_Given problem_
Pictures within the data are to be left out; everything else must be reproduced exactly.

_Source data_
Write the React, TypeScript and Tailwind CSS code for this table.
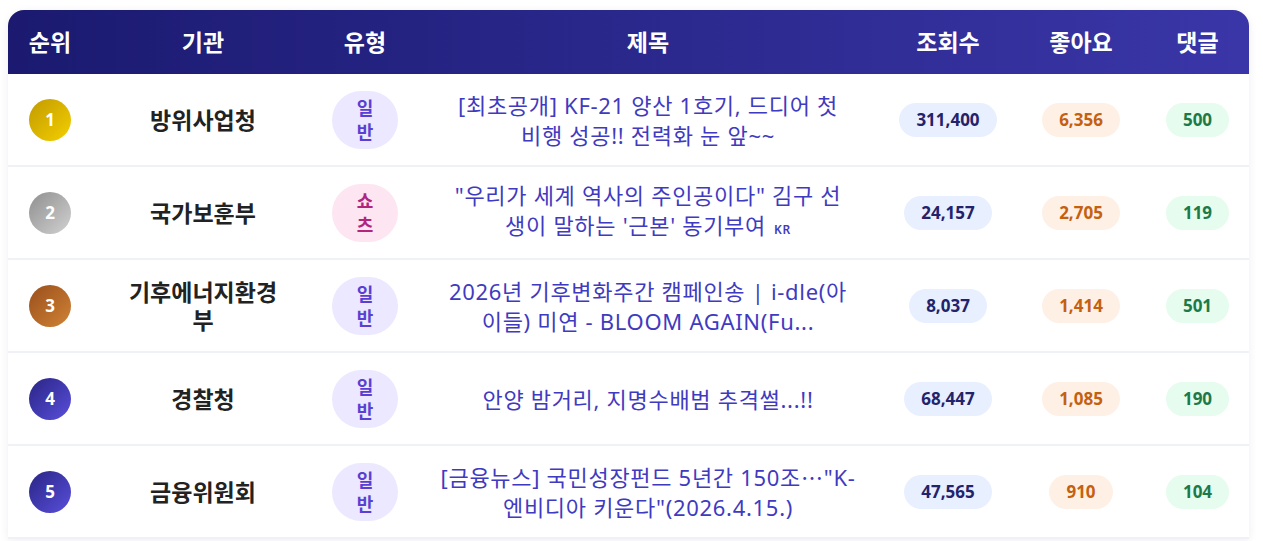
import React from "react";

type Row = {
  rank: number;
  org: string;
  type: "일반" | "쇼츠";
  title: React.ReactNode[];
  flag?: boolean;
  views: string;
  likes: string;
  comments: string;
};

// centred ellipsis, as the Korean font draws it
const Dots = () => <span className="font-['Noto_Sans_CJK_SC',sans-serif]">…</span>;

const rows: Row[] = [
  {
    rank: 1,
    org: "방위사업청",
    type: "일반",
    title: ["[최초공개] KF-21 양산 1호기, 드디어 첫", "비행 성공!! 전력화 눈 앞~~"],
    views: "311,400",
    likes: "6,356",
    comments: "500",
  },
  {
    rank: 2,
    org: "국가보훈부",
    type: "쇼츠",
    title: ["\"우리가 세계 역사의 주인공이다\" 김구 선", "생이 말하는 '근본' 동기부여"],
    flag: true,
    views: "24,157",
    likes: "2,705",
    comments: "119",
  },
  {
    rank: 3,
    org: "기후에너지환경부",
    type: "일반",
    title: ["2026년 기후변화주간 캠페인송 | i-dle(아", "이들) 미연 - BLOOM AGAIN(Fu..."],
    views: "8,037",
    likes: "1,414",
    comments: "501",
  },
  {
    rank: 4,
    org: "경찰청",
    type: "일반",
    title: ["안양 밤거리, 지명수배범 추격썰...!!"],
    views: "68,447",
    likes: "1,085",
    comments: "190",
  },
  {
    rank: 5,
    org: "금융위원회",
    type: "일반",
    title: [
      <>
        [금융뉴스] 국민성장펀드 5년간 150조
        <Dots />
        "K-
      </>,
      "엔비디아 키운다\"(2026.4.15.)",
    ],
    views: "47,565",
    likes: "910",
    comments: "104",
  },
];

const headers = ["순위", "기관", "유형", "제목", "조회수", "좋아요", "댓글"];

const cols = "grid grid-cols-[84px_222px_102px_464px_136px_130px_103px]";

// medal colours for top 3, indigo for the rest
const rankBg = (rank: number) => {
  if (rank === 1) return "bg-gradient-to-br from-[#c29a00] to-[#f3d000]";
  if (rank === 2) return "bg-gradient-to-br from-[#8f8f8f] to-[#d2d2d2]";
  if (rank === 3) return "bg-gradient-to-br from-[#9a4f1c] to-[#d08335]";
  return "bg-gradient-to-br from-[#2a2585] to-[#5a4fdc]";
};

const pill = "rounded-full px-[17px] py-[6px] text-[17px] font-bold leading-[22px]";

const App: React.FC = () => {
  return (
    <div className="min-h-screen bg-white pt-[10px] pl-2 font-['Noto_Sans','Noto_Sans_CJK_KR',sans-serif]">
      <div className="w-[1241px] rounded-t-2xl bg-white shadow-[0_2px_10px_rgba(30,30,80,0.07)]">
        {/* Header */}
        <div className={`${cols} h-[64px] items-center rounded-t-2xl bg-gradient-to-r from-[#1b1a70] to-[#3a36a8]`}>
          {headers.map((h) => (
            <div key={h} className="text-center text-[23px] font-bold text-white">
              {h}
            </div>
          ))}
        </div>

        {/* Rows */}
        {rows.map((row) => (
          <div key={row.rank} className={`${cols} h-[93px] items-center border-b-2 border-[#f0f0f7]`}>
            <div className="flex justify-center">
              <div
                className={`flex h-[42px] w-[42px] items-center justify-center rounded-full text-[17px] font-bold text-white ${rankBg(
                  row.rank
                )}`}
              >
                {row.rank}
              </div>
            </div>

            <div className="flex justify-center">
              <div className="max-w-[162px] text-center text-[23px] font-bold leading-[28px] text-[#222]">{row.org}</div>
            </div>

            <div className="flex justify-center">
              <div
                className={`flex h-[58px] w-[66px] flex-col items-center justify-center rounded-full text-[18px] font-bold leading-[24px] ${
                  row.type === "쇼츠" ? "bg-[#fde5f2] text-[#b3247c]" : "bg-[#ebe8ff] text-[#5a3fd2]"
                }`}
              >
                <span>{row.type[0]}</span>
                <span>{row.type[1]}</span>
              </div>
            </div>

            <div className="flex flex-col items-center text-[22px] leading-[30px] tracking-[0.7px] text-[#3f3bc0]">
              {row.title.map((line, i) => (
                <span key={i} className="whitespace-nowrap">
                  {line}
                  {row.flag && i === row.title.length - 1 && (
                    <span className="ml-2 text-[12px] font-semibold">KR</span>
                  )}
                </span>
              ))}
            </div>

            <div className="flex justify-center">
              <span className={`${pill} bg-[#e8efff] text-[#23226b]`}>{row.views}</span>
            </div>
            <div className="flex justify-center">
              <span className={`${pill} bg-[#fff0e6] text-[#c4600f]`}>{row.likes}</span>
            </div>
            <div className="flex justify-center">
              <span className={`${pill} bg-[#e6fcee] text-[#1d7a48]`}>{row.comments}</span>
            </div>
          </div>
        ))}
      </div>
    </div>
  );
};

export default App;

_Problem solution_
Write the React, TypeScript and Tailwind CSS code for this table.
import React from "react";

type Row = {
  rank: number;
  org: string;
  type: "일반" | "쇼츠";
  title: React.ReactNode[];
  flag?: boolean;
  views: string;
  likes: string;
  comments: string;
};

// centred ellipsis, as the Korean font draws it
const Dots = () => <span className="font-['Noto_Sans_CJK_SC',sans-serif]">…</span>;

const rows: Row[] = [
  {
    rank: 1,
    org: "방위사업청",
    type: "일반",
    title: ["[최초공개] KF-21 양산 1호기, 드디어 첫", "비행 성공!! 전력화 눈 앞~~"],
    views: "311,400",
    likes: "6,356",
    comments: "500",
  },
  {
    rank: 2,
    org: "국가보훈부",
    type: "쇼츠",
    title: ["\"우리가 세계 역사의 주인공이다\" 김구 선", "생이 말하는 '근본' 동기부여"],
    flag: true,
    views: "24,157",
    likes: "2,705",
    comments: "119",
  },
  {
    rank: 3,
    org: "기후에너지환경부",
    type: "일반",
    title: ["2026년 기후변화주간 캠페인송 | i-dle(아", "이들) 미연 - BLOOM AGAIN(Fu..."],
    views: "8,037",
    likes: "1,414",
    comments: "501",
  },
  {
    rank: 4,
    org: "경찰청",
    type: "일반",
    title: ["안양 밤거리, 지명수배범 추격썰...!!"],
    views: "68,447",
    likes: "1,085",
    comments: "190",
  },
  {
    rank: 5,
    org: "금융위원회",
    type: "일반",
    title: [
      <>
        [금융뉴스] 국민성장펀드 5년간 150조
        <Dots />
        "K-
      </>,
      "엔비디아 키운다\"(2026.4.15.)",
    ],
    views: "47,565",
    likes: "910",
    comments: "104",
  },
];

const headers = ["순위", "기관", "유형", "제목", "조회수", "좋아요", "댓글"];

const cols = "grid grid-cols-[84px_222px_102px_464px_136px_130px_103px]";

// medal colours for top 3, indigo for the rest
const rankBg = (rank: number) => {
  if (rank === 1) return "bg-gradient-to-br from-[#c29a00] to-[#f3d000]";
  if (rank === 2) return "bg-gradient-to-br from-[#8f8f8f] to-[#d2d2d2]";
  if (rank === 3) return "bg-gradient-to-br from-[#9a4f1c] to-[#d08335]";
  return "bg-gradient-to-br from-[#2a2585] to-[#5a4fdc]";
};

const pill = "rounded-full px-[17px] py-[6px] text-[17px] font-bold leading-[22px]";

const App: React.FC = () => {
  return (
    <div className="min-h-screen bg-white pt-[10px] pl-2 font-['Noto_Sans','Noto_Sans_CJK_KR',sans-serif]">
      <div className="w-[1241px] rounded-t-2xl bg-white shadow-[0_2px_10px_rgba(30,30,80,0.07)]">
        {/* Header */}
        <div className={`${cols} h-[64px] items-center rounded-t-2xl bg-gradient-to-r from-[#1b1a70] to-[#3a36a8]`}>
          {headers.map((h) => (
            <div key={h} className="text-center text-[23px] font-bold text-white">
              {h}
            </div>
          ))}
        </div>

        {/* Rows */}
        {rows.map((row) => (
          <div key={row.rank} className={`${cols} h-[93px] items-center border-b-2 border-[#f0f0f7]`}>
            <div className="flex justify-center">
              <div
                className={`flex h-[42px] w-[42px] items-center justify-center rounded-full text-[17px] font-bold text-white ${rankBg(
                  row.rank
                )}`}
              >
                {row.rank}
              </div>
            </div>

            <div className="flex justify-center">
              <div className="max-w-[162px] text-center text-[23px] font-bold leading-[28px] text-[#222]">{row.org}</div>
            </div>

            <div className="flex justify-center">
              <div
                className={`flex h-[58px] w-[66px] flex-col items-center justify-center rounded-full text-[18px] font-bold leading-[24px] ${
                  row.type === "쇼츠" ? "bg-[#fde5f2] text-[#b3247c]" : "bg-[#ebe8ff] text-[#5a3fd2]"
                }`}
              >
                <span>{row.type[0]}</span>
                <span>{row.type[1]}</span>
              </div>
            </div>

            <div className="flex flex-col items-center text-[22px] leading-[30px] tracking-[0.7px] text-[#3f3bc0]">
              {row.title.map((line, i) => (
                <span key={i} className="whitespace-nowrap">
                  {line}
                  {row.flag && i === row.title.length - 1 && (
                    <span className="ml-2 text-[12px] font-semibold">KR</span>
                  )}
                </span>
              ))}
            </div>

            <div className="flex justify-center">
              <span className={`${pill} bg-[#e8efff] text-[#23226b]`}>{row.views}</span>
            </div>
            <div className="flex justify-center">
              <span className={`${pill} bg-[#fff0e6] text-[#c4600f]`}>{row.likes}</span>
            </div>
            <div className="flex justify-center">
              <span className={`${pill} bg-[#e6fcee] text-[#1d7a48]`}>{row.comments}</span>
            </div>
          </div>
        ))}
      </div>
    </div>
  );
};

export default App;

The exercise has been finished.